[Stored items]
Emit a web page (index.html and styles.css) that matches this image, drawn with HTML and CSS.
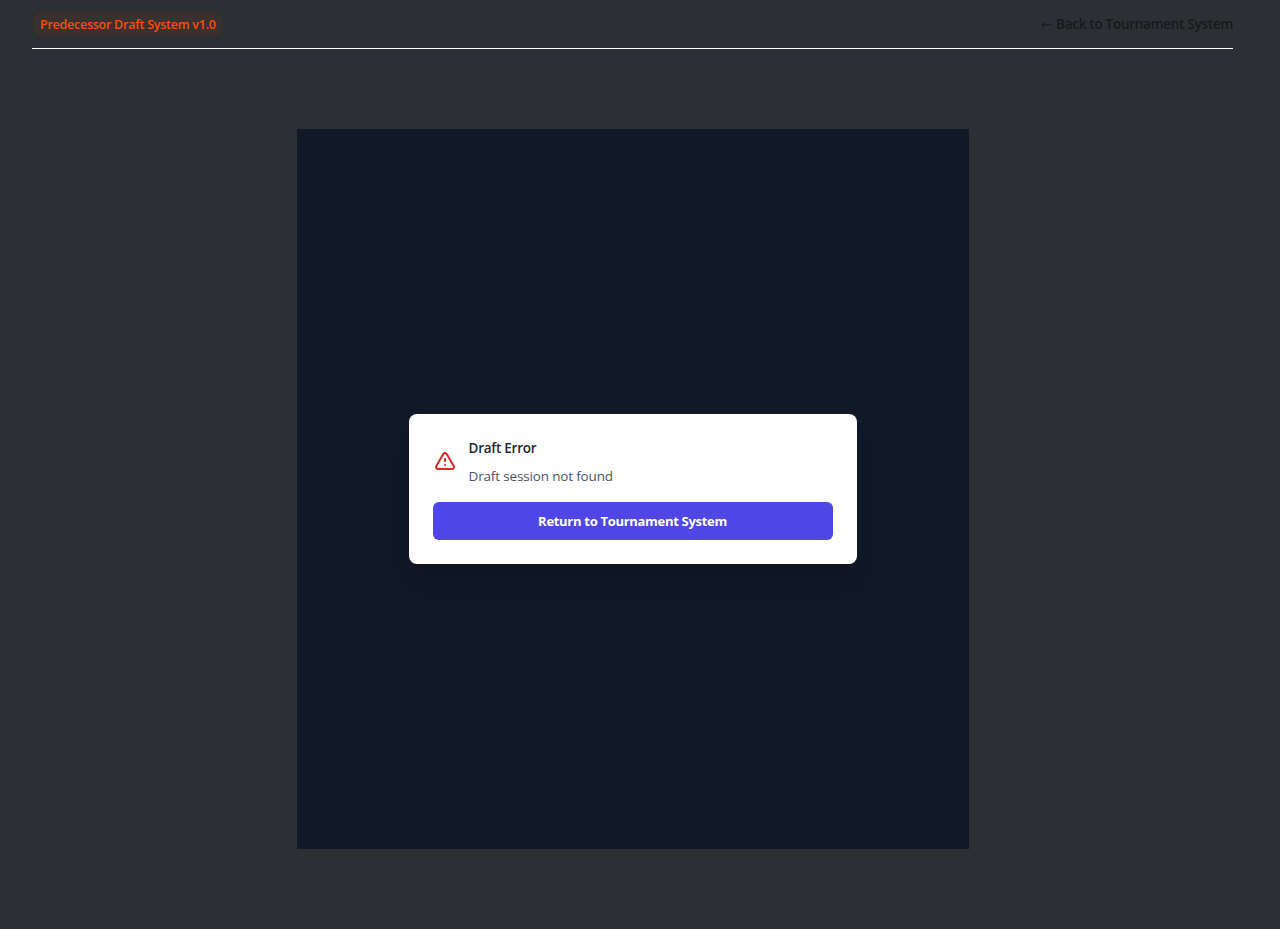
FILE: index.html
```html
<!DOCTYPE html>
<html lang="en">
<head>
<meta charset="utf-8">
<title>Predecessor Draft System</title>
<link rel="stylesheet" href="styles.css">
</head>
<body>
<div class="page">
  <header class="topbar">
    <span class="badge">Predecessor Draft System v1.0</span>
    <a class="back" href="#"><span class="arrow">←</span><span>Back to Tournament System</span></a>
  </header>
  <main class="stage">
    <section class="card">
      <div class="notice">
        <svg class="icon" viewBox="0 0 24 24" fill="none" stroke="currentColor" stroke-width="2" stroke-linecap="round" stroke-linejoin="round"><path d="M12 9v2m0 4h.01m-6.938 4h13.856c1.54 0 2.502-1.667 1.732-3L13.732 4c-.77-1.333-2.694-1.333-3.464 0L3.34 16c-.77 1.333.192 3 1.732 3z"/></svg>
        <div>
          <h3 class="title">Draft Error</h3>
          <p class="message">Draft session not found</p>
        </div>
      </div>
      <button class="return">Return to Tournament System</button>
    </section>
  </main>
</div>
</body>
</html>
```
FILE: styles.css
```css
* { box-sizing: border-box; margin: 0; padding: 0; }
body {
  height: 929px;
  overflow: hidden;
  background: #2c2f33;
  font-family: "Open Sans", "Noto Sans", sans-serif;
  font-size: 13.5px;
  line-height: 20px;
}
.page { width: 1265px; padding: 0 32px; }
.topbar {
  display: flex;
  align-items: center;
  justify-content: space-between;
  height: 49px;
  border-bottom: 1px solid #fff;
}
.badge {
  height: 24px;
  padding: 1px 8px 0;
  border-radius: 12px;
  background: #3a302e;
  color: #ff4b0d;
  font-size: 12.5px;
  font-weight: 600;
  line-height: 24px;
  letter-spacing: -0.25px;
}
.back {
  display: flex;
  color: #18191b;
  font-weight: 600;
  letter-spacing: -0.27px;
  text-decoration: none;
}
.arrow {
  width: 15px;
  padding-top: 1px;
  font-family: "DejaVu Sans", sans-serif;
  font-size: 13px;
  font-weight: 400;
}
.stage {
  display: flex;
  align-items: center;
  justify-content: center;
  width: 672px;
  height: 720px;
  margin: 80px auto 0;
  background: #111827;
}
.card {
  width: 448px;
  padding: 24px;
  border-radius: 8px;
  background: #fff;
  box-shadow: 0 20px 25px -5px rgba(0, 0, 0, .1), 0 8px 10px -6px rgba(0, 0, 0, .1);
}
.notice { display: flex; align-items: center; gap: 12px; margin-bottom: 16px; }
.icon { width: 24px; height: 24px; color: #dc2626; }
.title { color: #1f2937; font-size: 13.5px; font-weight: 600; letter-spacing: -0.25px; }
.message { margin-top: 8px; color: #4b5563; letter-spacing: -0.16px; }
.return {
  display: block;
  width: 100%;
  height: 38px;
  border: 0;
  border-radius: 6px;
  background: #4f46e5;
  color: #fff;
  font: 700 13px/20px "Open Sans", "Noto Sans", sans-serif;
  letter-spacing: -0.3px;
}
```
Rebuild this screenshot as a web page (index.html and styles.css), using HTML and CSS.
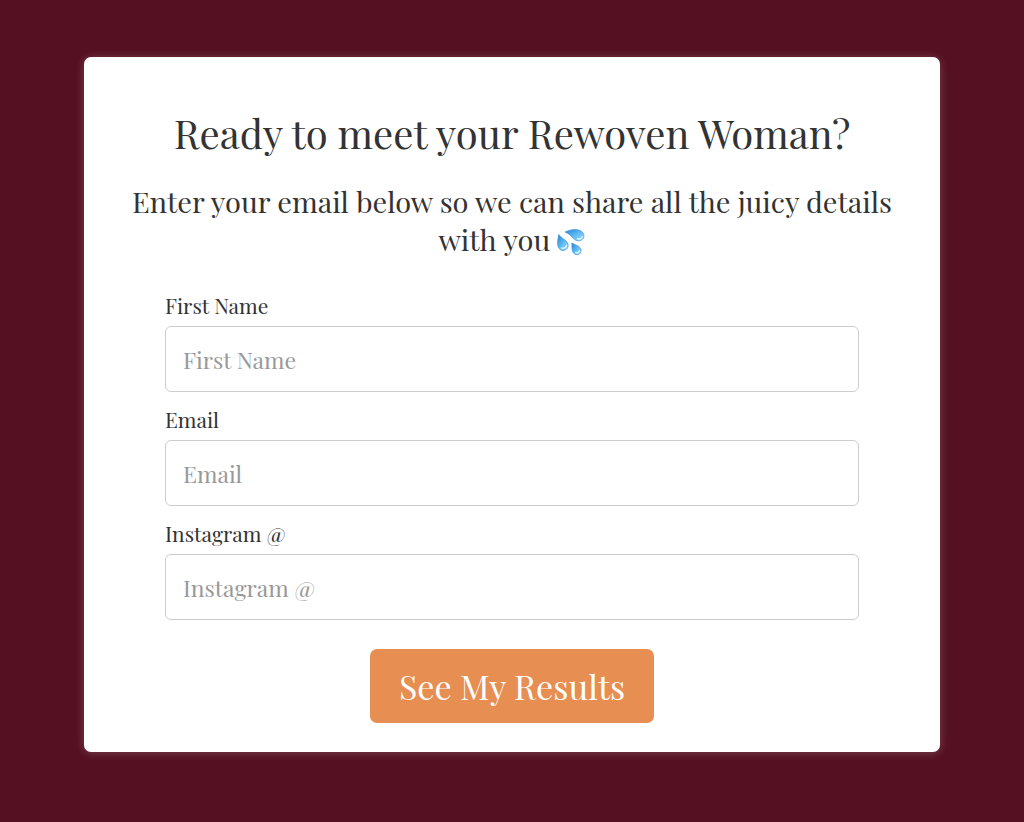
FILE: index.html
```html
<!DOCTYPE html>
<html lang="en">
<head>
    <meta charset="UTF-8">
    <meta name="viewport" content="width=device-width, initial-scale=1">
    <title>Rewoven Woman</title>
    <link rel="stylesheet" href="styles.css">
</head>
<body>
    <main class="card">
        <h1 class="title">Ready to meet your Rewoven Woman?</h1>
        <p class="subtitle">
            Enter your email below so we can share all the juicy details with you
            <svg class="drops" viewBox="0 0 28 28" role="img" aria-label="Sweat droplets">
                <defs>
                    <linearGradient id="water" x1="0" y1="0" x2="1" y2="1">
                        <stop offset="0" stop-color="#2b83d6"/>
                        <stop offset="0.5" stop-color="#5cb8f2"/>
                        <stop offset="1" stop-color="#a5e2fc"/>
                    </linearGradient>
                </defs>
                <g fill="url(#water)" stroke="#3a92dc" stroke-width="0.7">
                    <path d="M8 4C13.500 1.500 19 0.800 23 2.500C27 4.300 28 8.300 25.700 11C23.300 13.700 19 13.200 16.500 10.500C14 7.500 11.500 5.500 8 4Z"/>
                    <path d="M1.700 6.500C0.900 11 0.200 15 1 18.300C1.900 21.800 5.500 23.500 8.500 21.800C11.500 20 12 16.800 9.800 13.800C7.500 11 4.200 10 1.700 6.500Z"/>
                    <path d="M14.800 15C15.100 18 14.700 20.500 15.500 23C16.500 26 19.200 27.400 21.700 26.300C24.200 25.200 24.800 22 23 19.700C21 17.200 17.800 17 14.800 15Z"/>
                </g>
                <g fill="none" stroke="#d8f4ff" stroke-width="1.5" stroke-linecap="round">
                    <path d="M20.500 10.700C22.500 11.700 24.500 10.800 25.300 8.800"/>
                    <path d="M4.500 20C6.800 21 9 19.700 9.400 17.500"/>
                    <path d="M18.700 24.500C20.500 25.300 22.200 24.200 22.500 22.800"/>
                </g>
            </svg>
        </p>

        <form class="form">
            <div class="field">
                <label for="firstName">First Name</label>
                <input type="text" id="firstName" placeholder="First Name">
            </div>
            <div class="field">
                <label for="email">Email</label>
                <input type="email" id="email" placeholder="Email">
            </div>
            <div class="field">
                <label for="instagram">Instagram @</label>
                <input type="text" id="instagram" placeholder="Instagram @">
            </div>
            <button class="submit" type="submit">See My Results</button>
        </form>
    </main>
</body>
</html>
```
FILE: styles.css
```css
* {
    box-sizing: border-box;
}

body {
    margin: 0;
    padding: 57px 84px;
    background-color: #551122;
    color: #333;
    font-family: "Playfair Display", "Liberation Serif", serif;
}

.card {
    padding: 47px 40px 29px;
    background-color: #fff;
    border-radius: 7px;
    box-shadow: 0 1px 10px rgba(255, 255, 255, 0.2);
}

.title {
    margin: 0 0 20px;
    font-size: 40px;
    font-weight: normal;
    line-height: 58px;
    text-align: center;
}

.subtitle {
    margin: 0 0 34px;
    font-size: 29px;
    line-height: 38px;
    text-align: center;
}

.drops {
    width: 28px;
    height: 28px;
    vertical-align: -5px;
}

.form {
    display: flex;
    flex-direction: column;
    padding: 0 41px;
}

.field {
    display: flex;
    flex-direction: column;
    margin-bottom: 14px;
}

.field label {
    margin-bottom: 7px;
    font-size: 21px;
    line-height: 27px;
}

.field input {
    height: 66px;
    padding: 0 17px;
    border: 1px solid #ccc;
    border-radius: 6px;
    background-color: #fff;
    color: #333;
    font-family: inherit;
    font-size: 23px;
}

.field input::placeholder {
    color: #999;
}

.submit {
    align-self: center;
    height: 74px;
    margin-top: 15px;
    padding: 0 29px;
    border: 0;
    border-radius: 7px;
    background-color: #e78e52;
    color: #fff;
    font-family: inherit;
    font-size: 34px;
    cursor: pointer;
}
```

* Written request *
Take each line containing the string "with" and copy it out.

* Solution for this exercise *
Emit a web page (index.html and styles.css) that matches this image, drawn with HTML and CSS.
            Enter your email below so we can share all the juicy details with you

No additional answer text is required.